In 2005, immigration became an election issue for the first time since 1970, a development caused in part by a record number of arrivals that 35 years ago would have beggared belief.
Last year, 2004, saw the highest net migration on record, with an inflow of 223,000—72,000 more than the previous year, largely as a result of the EU’s expansion.
The number of Britons alone leaving increased to 208,000—the highest annual outflow on record. This year, 2005, net migration is forecast to be even higher at 255,000, before reducing to an annual rate of about 145,000 from 2008.
When Labour took office in 1997 net migration was about 50,000 a year.
For the first time in its history, Britain’s population is growing primarily because of immigration.
Government figures indicate that the population is projected to rise by more than seven million in the next 25 years and more than half of this will be the direct result of immigration, with another 30 per cent formed by the children of recent immigrants.
This great movement of people, a trend seen across Europe, is a dilemma for politicians. The indigenous populations of their own countries have largely stagnated and in many cases would, without immigration, decline.
But the sheer volume of arrivals places a strain on public services and cultural tensions are never far below the surface, as witnessed recently in France.
Both these tendencies are on show in Britain.
Politicians have sought to make a virtue of practically porous borders by welcoming the influx of new workers on economic grounds.
Then again, they have been required to respond to public concern about immigration, as evinced by poll findings before the general election which suggested that it was the most important issue facing the country.
At the election, the Conservatives promised to impose a ceiling on immigration, the only issue on which they held a consistent lead throughout the campaign.
But, after their defeat, they were concerned that they had become associated with harsh rhetoric on the subject and, under David Cameron, are anxious to tone it down.
The Government, meanwhile, has responded by proposing a points-based entry system, similar to that in Australia, under which certain workers will be allowed in but only the highly-skilled will have the right to settle.
It is due to be introduced in 2007. But critics say that, without an annual limit, such a system will become an open door to ever-rising numbers because of the ease of travel in a “globalised” world. The question that arises is: can this be sustained without changing the country irrevocably?
Immigration over the past 10 years has been unprecedented. More than 4.3 million people born abroad were living in Britain at the time of the 2001 census—an increase of around one million compared with 1991 and two million higher than 30 years ago.

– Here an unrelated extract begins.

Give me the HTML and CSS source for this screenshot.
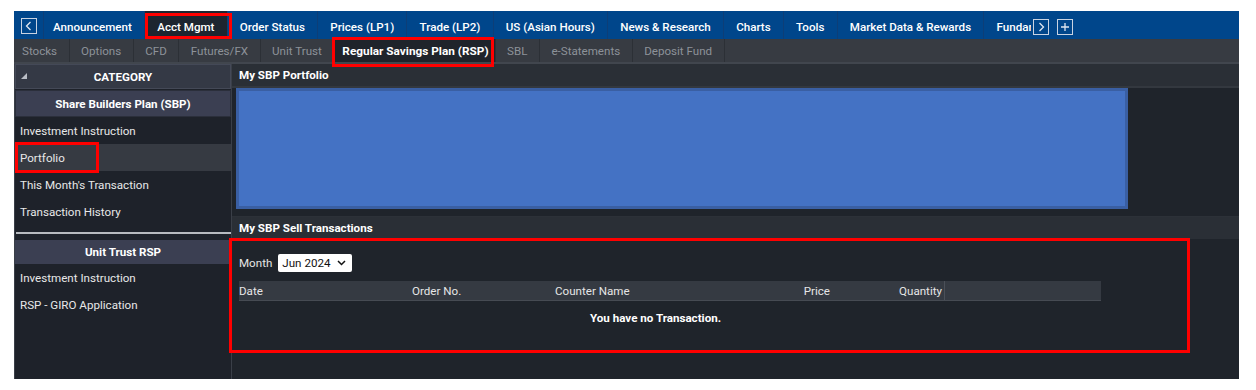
FILE: index.html
```html
<!DOCTYPE html>
<html>
<head>
<meta charset="utf-8">
<link rel="stylesheet" href="styles.css">
</head>
<body>
<div class="app">
  <div class="nav">
    <div class="nav-btn-wrap"><span class="sq-btn"><svg width="10" height="10" viewBox="0 0 10 10"><path d="M6.5 1 L2.5 5 L6.5 9" fill="none" stroke="#dfe6f0" stroke-width="1.3"/></svg></span></div>
    <div class="nav-items">
      <span class="nav-item first">Announcement</span>
      <span class="nav-item active">Acct Mgmt</span>
      <span class="nav-item">Order Status</span>
      <span class="nav-item">Prices (LP1)</span>
      <span class="nav-item">Trade (LP2)</span>
      <span class="nav-item">US (Asian Hours)</span>
      <span class="nav-item">News &amp; Research</span>
      <span class="nav-item">Charts</span>
      <span class="nav-item">Tools</span>
      <span class="nav-item">Market Data &amp; Rewards</span>
      <span class="nav-item">Fundamentals</span>
    </div>
    <span class="sq-btn next"><svg width="10" height="10" viewBox="0 0 10 10"><path d="M3.5 1 L7.5 5 L3.5 9" fill="none" stroke="#dfe6f0" stroke-width="1.3"/></svg></span>
    <span class="sq-btn plus"><svg width="10" height="10" viewBox="0 0 10 10"><path d="M5 1 V9 M1 5 H9" fill="none" stroke="#dfe6f0" stroke-width="1.3"/></svg></span>
  </div>
  <div class="tabs">
    <span class="tab first">Stocks</span>
    <span class="tab">Options</span>
    <span class="tab">CFD</span>
    <span class="tab">Futures/FX</span>
    <span class="tab">Unit Trust</span>
    <span class="tab active">Regular Savings Plan (RSP)</span>
    <span class="tab">SBL</span>
    <span class="tab">e-Statements</span>
    <span class="tab">Deposit Fund</span>
  </div>
  <div class="body">
    <div class="sidebar">
      <div class="cat-head"><span class="tri"></span>CATEGORY</div>
      <div class="group-head">Share Builders Plan (SBP)</div>
      <div class="side-item">Investment Instruction</div>
      <div class="side-item selected">Portfolio</div>
      <div class="side-item">This Month's Transaction</div>
      <div class="side-item">Transaction History</div>
      <div class="side-sep"></div>
      <div class="group-head second">Unit Trust RSP</div>
      <div class="side-item">Investment Instruction</div>
      <div class="side-item">RSP - GIRO Application</div>
    </div>
    <div class="main">
      <div class="sec-head">My SBP Portfolio</div>
      <div class="portfolio-area"><div class="blue-box"></div></div>
      <div class="sec-head sell">My SBP Sell Transactions</div>
      <div class="sell-body">
        <div class="month-row">
          <span class="month-label">Month</span>
          <span class="select">Jun 2024<svg width="9" height="6" viewBox="0 0 9 6"><path d="M1 1 L4.5 4.5 L8 1" fill="none" stroke="#111" stroke-width="1.5"/></svg></span>
        </div>
        <div class="table">
          <div class="thead">
            <span class="th c-date">Date</span>
            <span class="th c-order">Order No.</span>
            <span class="th c-counter">Counter Name</span>
            <span class="th c-price">Price</span>
            <span class="th c-qty">Quantity</span>
            <span class="th c-fill"></span>
          </div>
          <div class="empty">You have no Transaction.</div>
        </div>
      </div>
    </div>
  </div>
  <div class="mark mark-acct"></div>
  <div class="mark mark-rsp"></div>
  <div class="mark mark-portfolio"></div>
  <div class="mark mark-sell"></div>
</div>
</body>
</html>
```
FILE: styles.css
```css
* { box-sizing: border-box; }
html, body { background: #ffffff; }
body {
  margin: 0;
  padding: 11px 17px 11px 14px;
  font-family: Roboto, "Liberation Sans", Arial, sans-serif;
}
.app {
  position: relative;
  width: 1225px;
  height: 368px;
  background: #1f242b;
  display: flex;
  flex-direction: column;
}
.nav {
  height: 28px;
  background: #00468b;
  display: flex;
  align-items: stretch;
  flex: none;
}
.nav-btn-wrap {
  width: 30px;
  display: flex;
  align-items: center;
  justify-content: center;
  border-right: 1px solid #0d3e77;
  padding-top: 2px;
}
.sq-btn {
  width: 16px;
  height: 16px;
  border: 1px solid #c9d3e2;
  display: flex;
  align-items: center;
  justify-content: center;
  align-self: center;
}
.sq-btn.next { margin-left: 2px; margin-top: 3px; }
.sq-btn.plus { margin-left: 8px; margin-top: 3px; }
.nav-items {
  width: 987px;
  overflow: hidden;
  display: flex;
  white-space: nowrap;
}
.nav-item {
  color: #ffffff;
  font-size: 11.6px;
  font-weight: 500;
  padding: 3px 12.2px 0;
  display: flex;
  align-items: center;
  border-right: 1px solid #0d3e77;
  flex: none;
}
.nav-item.first { padding-left: 9px; }
.nav-item.active { background: #1d2530; }
.tabs {
  height: 25px;
  background: #373b42;
  display: flex;
  flex: none;
  border-bottom: 2px solid #41464e;
}
.tab {
  color: #8d9299;
  font-size: 11.6px;
  padding: 1px 11.5px 0;
  display: flex;
  align-items: center;
  border-right: 1px solid #2c3036;
}
.tab.first { padding-left: 8px; }
.tab.active {
  background: #1f242b;
  color: #ffffff;
  font-weight: 700;
  font-size: 11.8px;
  padding: 1px 6px 0 8px;
}
.body {
  flex: 1;
  display: flex;
  min-height: 0;
}
.sidebar {
  width: 218px;
  background: #1e222a;
  border-left: 1px solid #3a3f48;
  border-right: 1px solid #3a3f48;
  display: flex;
  flex-direction: column;
}
.cat-head {
  position: relative;
  height: 25px;
  background: #343945;
  border: 1px solid #444957;
  color: #ffffff;
  font-weight: 700;
  font-size: 11.6px;
  display: flex;
  align-items: center;
  justify-content: center;
  flex: none;
}
.tri {
  position: absolute;
  left: 5px;
  top: 8px;
  width: 0;
  height: 0;
  border-left: 6px solid transparent;
  border-bottom: 6px solid #b9bdc5;
}
.group-head {
  height: 27px;
  margin-top: 1px;
  background: #3b3f52;
  color: #ffffff;
  font-weight: 700;
  font-size: 11.6px;
  display: flex;
  align-items: center;
  justify-content: center;
  border: 1px solid #2b2f3b;
  flex: none;
}
.group-head.second { height: 24px; margin-top: 6px; border: none; }
.side-item {
  height: 27px;
  color: #e8e8e8;
  font-size: 11.6px;
  padding-left: 5px;
  display: flex;
  align-items: center;
  flex: none;
}
.side-item.selected { background: #363a42; }
.side-sep {
  height: 2px;
  background: #b8bbc0;
  margin: 7px 0 0 1px;
  flex: none;
}
.main {
  flex: 1;
  display: flex;
  flex-direction: column;
  background: #1f242b;
}
.sec-head {
  height: 24px;
  background: #2a2f36;
  border-bottom: 2px solid #33383f;
  color: #ffffff;
  font-weight: 700;
  font-size: 11.6px;
  display: flex;
  align-items: center;
  padding-left: 7px;
  flex: none;
}
.sec-head.sell {
  height: 23px;
  border-bottom: none;
  border-top: 1px solid #2c3138;
}
.portfolio-area {
  padding: 0 0 7px 4px;
}
.blue-box {
  width: 892px;
  height: 121px;
  background: #4472c4;
  border: 3px solid #3a5fa3;
}
.sell-body {
  padding: 15px 0 0 7px;
}
.month-row {
  display: flex;
  align-items: center;
  gap: 6px;
  height: 18px;
}
.month-label {
  color: #e6e6e6;
  font-size: 11.6px;
}
.select {
  width: 74px;
  height: 18px;
  background: #ffffff;
  border-radius: 2px;
  color: #111;
  font-size: 11.6px;
  display: flex;
  align-items: center;
  justify-content: space-between;
  padding: 0 6px 0 4px;
}
.table {
  margin-top: 9px;
  width: 862px;
}
.thead {
  height: 20px;
  background: #353a42;
  border-bottom: 1px solid #464b53;
  display: flex;
  align-items: stretch;
}
.th {
  color: #e6e6e6;
  font-size: 11.6px;
  display: flex;
  align-items: center;
}
.c-date { width: 173px; }
.c-order { width: 143px; }
.c-counter { width: 140px; }
.c-price { width: 135px; justify-content: flex-end; }
.c-qty { width: 115px; justify-content: flex-end; border-right: 1px solid #4b5058; padding-right: 2px; }
.c-fill { flex: 1; }
.empty {
  color: #ffffff;
  font-weight: 700;
  font-size: 11.6px;
  padding: 10px 0 0 351px;
}
.mark {
  position: absolute;
  border: 3px solid #ff0000;
  pointer-events: none;
}
.mark-acct { left: 131px; top: 2px; width: 87px; height: 26px; }
.mark-rsp { left: 318px; top: 26px; width: 162px; height: 30px; }
.mark-portfolio { left: 1px; top: 131px; width: 84px; height: 31px; }
.mark-sell { left: 215px; top: 227px; width: 961px; height: 115px; }
```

Across the country, the proportion of overseas-born residents is 7.5 per cent; but in London, one in four was born abroad and in some parts of the capital, one in two.
Such record levels, plus greater longevity, have caused the Government actuaries to recalculate population growth.
They now think it will pass the 65 million mark in 2023, reach 67 million by 2031 and keep growing until 2074, placing huge pressure on public services and pensions.
Much of the increase will be in England, and especially in the South-East.
By contrast, Scotland’s population will increase only slightly until the year 2019 and then start to fall. The Government says high rates of immigration are needed to sustain the economy.
With unemployment at a low rate, most settlers are easily absorbed into the workforce, though many are in the black economy.
But the policy now being adopted will have perverse effects here and abroad. A points-based immigration system will make it almost impossible for the lower-skilled to stay indefinitely.
Yet it is often the low-skilled that an advanced country needs most—to do the jobs the indigenous population shuns.
On the other hand, the scheme will encourage the immigration of highly-skilled and well-educated workers, mainly from the Third World, denuding poorer countries of doctors, nurses, teachers and entrepreneurs while professionals here find it increasingly difficult to get jobs.
For the modern, western economy, attracting such people may seem a clever thing to do.
But there are ethical considerations and, increasingly, negative consequences such as housing shortages, transport congestion, pressures on the NHS and on schools.
In a world on the move, however, it is a phenomenon to which we will have to adapt. If we do not, the political and social consequences 20 years from now could be bleak.